• [Exercise objective]: Quote every line below exactly and skip any picture.

## start Dataset content

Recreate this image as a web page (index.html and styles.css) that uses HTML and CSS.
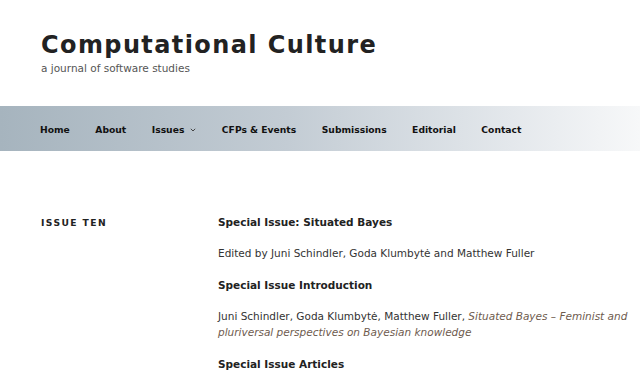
FILE: index.html
```html
<!DOCTYPE html>
<html lang="en">
<head>
<meta charset="utf-8">
<title>Computational Culture</title>
<link rel="stylesheet" href="styles.css">
</head>
<body>
<header class="site-header">
  <h1 class="site-title">Computational Culture</h1>
  <p class="site-tagline">a journal of software studies</p>
</header>
<nav class="main-nav">
  <ul class="nav-list">
    <li class="nav-item">Home</li>
    <li class="nav-item">About</li>
    <li class="nav-item">Issues <svg class="caret" width="6" height="4" viewBox="0 0 6 4"><path d="M0.8 0.8 L3 3 L5.2 0.8" fill="none" stroke="#444" stroke-width="1"/></svg></li>
    <li class="nav-item">CFPs &amp; Events</li>
    <li class="nav-item">Submissions</li>
    <li class="nav-item">Editorial</li>
    <li class="nav-item">Contact</li>
  </ul>
</nav>
<main class="content">
  <aside class="issue-label">ISSUE TEN</aside>
  <section class="issue-body">
    <p class="heading">Special Issue: Situated Bayes</p>
    <p class="text">Edited by Juni Schindler, Goda Klumbytė and Matthew Fuller</p>
    <p class="heading">Special Issue Introduction</p>
    <p class="text">Juni Schindler, Goda Klumbytė, Matthew Fuller, <a class="link">Situated Bayes – Feminist and pluriversal perspectives on Bayesian knowledge</a></p>
    <p class="heading">Special Issue Articles</p>
  </section>
</main>
</body>
</html>
```
FILE: styles.css
```css
* { box-sizing: border-box; }
html, body { margin: 0; padding: 0; background: #fff; }
body {
  font-family: "DejaVu Sans", Verdana, sans-serif;
  color: #333;
  overflow: hidden;
}
.site-header {
  padding: 31px 41px 0;
  height: 106px;
}
.site-title {
  margin: 0;
  font-size: 24px;
  line-height: 28px;
  font-weight: bold;
  letter-spacing: 1.4px;
  color: #222;
}
.site-tagline {
  margin: 2px 0 0;
  font-size: 10.5px;
  line-height: 14px;
  color: #555;
}
.main-nav {
  height: 45px;
  background: linear-gradient(to right, #a6b4be 0%, #c3ccd4 45%, #e4e8ec 80%, #f7f8f9 100%);
  display: flex;
  align-items: center;
  padding: 2px 0 0 40px;
}
.nav-list {
  list-style: none;
  margin: 0;
  padding: 0;
  display: flex;
  gap: 25.5px;
}
.nav-item {
  font-size: 9.2px;
  font-weight: bold;
  color: #111;
  line-height: 14px;
  display: flex;
  align-items: center;
}
.caret {
  margin-left: 6px;
  margin-top: 1px;
}
.content {
  display: grid;
  grid-template-columns: 177px 1fr;
  padding: 63px 12px 0 41px;
}
.issue-label {
  font-size: 9.2px;
  font-weight: bold;
  letter-spacing: 1.4px;
  color: #222;
  line-height: 14px;
  padding-top: 2px;
}
.issue-body p {
  margin: 0 0 15.4px;
  font-size: 10.5px;
  line-height: 16px;
}
.heading { font-weight: bold; color: #222; }
.text { color: #333; }
.link { font-style: italic; color: #6e5b4e; }
```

## end Dataset content

• [Task answer]:
Recreate this image as a web page (index.html and styles.css) that uses HTML and CSS.
FILE: index.html
```html
<!DOCTYPE html>
<html lang="en">
<head>
<meta charset="utf-8">
<title>Computational Culture</title>
<link rel="stylesheet" href="styles.css">
</head>
<body>
<header class="site-header">
  <h1 class="site-title">Computational Culture</h1>
  <p class="site-tagline">a journal of software studies</p>
</header>
<nav class="main-nav">
  <ul class="nav-list">
    <li class="nav-item">Home</li>
    <li class="nav-item">About</li>
    <li class="nav-item">Issues <svg class="caret" width="6" height="4" viewBox="0 0 6 4"><path d="M0.8 0.8 L3 3 L5.2 0.8" fill="none" stroke="#444" stroke-width="1"/></svg></li>
    <li class="nav-item">CFPs &amp; Events</li>
    <li class="nav-item">Submissions</li>
    <li class="nav-item">Editorial</li>
    <li class="nav-item">Contact</li>
  </ul>
</nav>
<main class="content">
  <aside class="issue-label">ISSUE TEN</aside>
  <section class="issue-body">
    <p class="heading">Special Issue: Situated Bayes</p>
    <p class="text">Edited by Juni Schindler, Goda Klumbytė and Matthew Fuller</p>
    <p class="heading">Special Issue Introduction</p>
    <p class="text">Juni Schindler, Goda Klumbytė, Matthew Fuller, <a class="link">Situated Bayes – Feminist and pluriversal perspectives on Bayesian knowledge</a></p>
    <p class="heading">Special Issue Articles</p>
  </section>
</main>
</body>
</html>
```
FILE: styles.css
```css
* { box-sizing: border-box; }
html, body { margin: 0; padding: 0; background: #fff; }
body {
  font-family: "DejaVu Sans", Verdana, sans-serif;
  color: #333;
  overflow: hidden;
}
.site-header {
  padding: 31px 41px 0;
  height: 106px;
}
.site-title {
  margin: 0;
  font-size: 24px;
  line-height: 28px;
  font-weight: bold;
  letter-spacing: 1.4px;
  color: #222;
}
.site-tagline {
  margin: 2px 0 0;
  font-size: 10.5px;
  line-height: 14px;
  color: #555;
}
.main-nav {
  height: 45px;
  background: linear-gradient(to right, #a6b4be 0%, #c3ccd4 45%, #e4e8ec 80%, #f7f8f9 100%);
  display: flex;
  align-items: center;
  padding: 2px 0 0 40px;
}
.nav-list {
  list-style: none;
  margin: 0;
  padding: 0;
  display: flex;
  gap: 25.5px;
}
.nav-item {
  font-size: 9.2px;
  font-weight: bold;
  color: #111;
  line-height: 14px;
  display: flex;
  align-items: center;
}
.caret {
  margin-left: 6px;
  margin-top: 1px;
}
.content {
  display: grid;
  grid-template-columns: 177px 1fr;
  padding: 63px 12px 0 41px;
}
.issue-label {
  font-size: 9.2px;
  font-weight: bold;
  letter-spacing: 1.4px;
  color: #222;
  line-height: 14px;
  padding-top: 2px;
}
.issue-body p {
  margin: 0 0 15.4px;
  font-size: 10.5px;
  line-height: 16px;
}
.heading { font-weight: bold; color: #222; }
.text { color: #333; }
.link { font-style: italic; color: #6e5b4e; }
```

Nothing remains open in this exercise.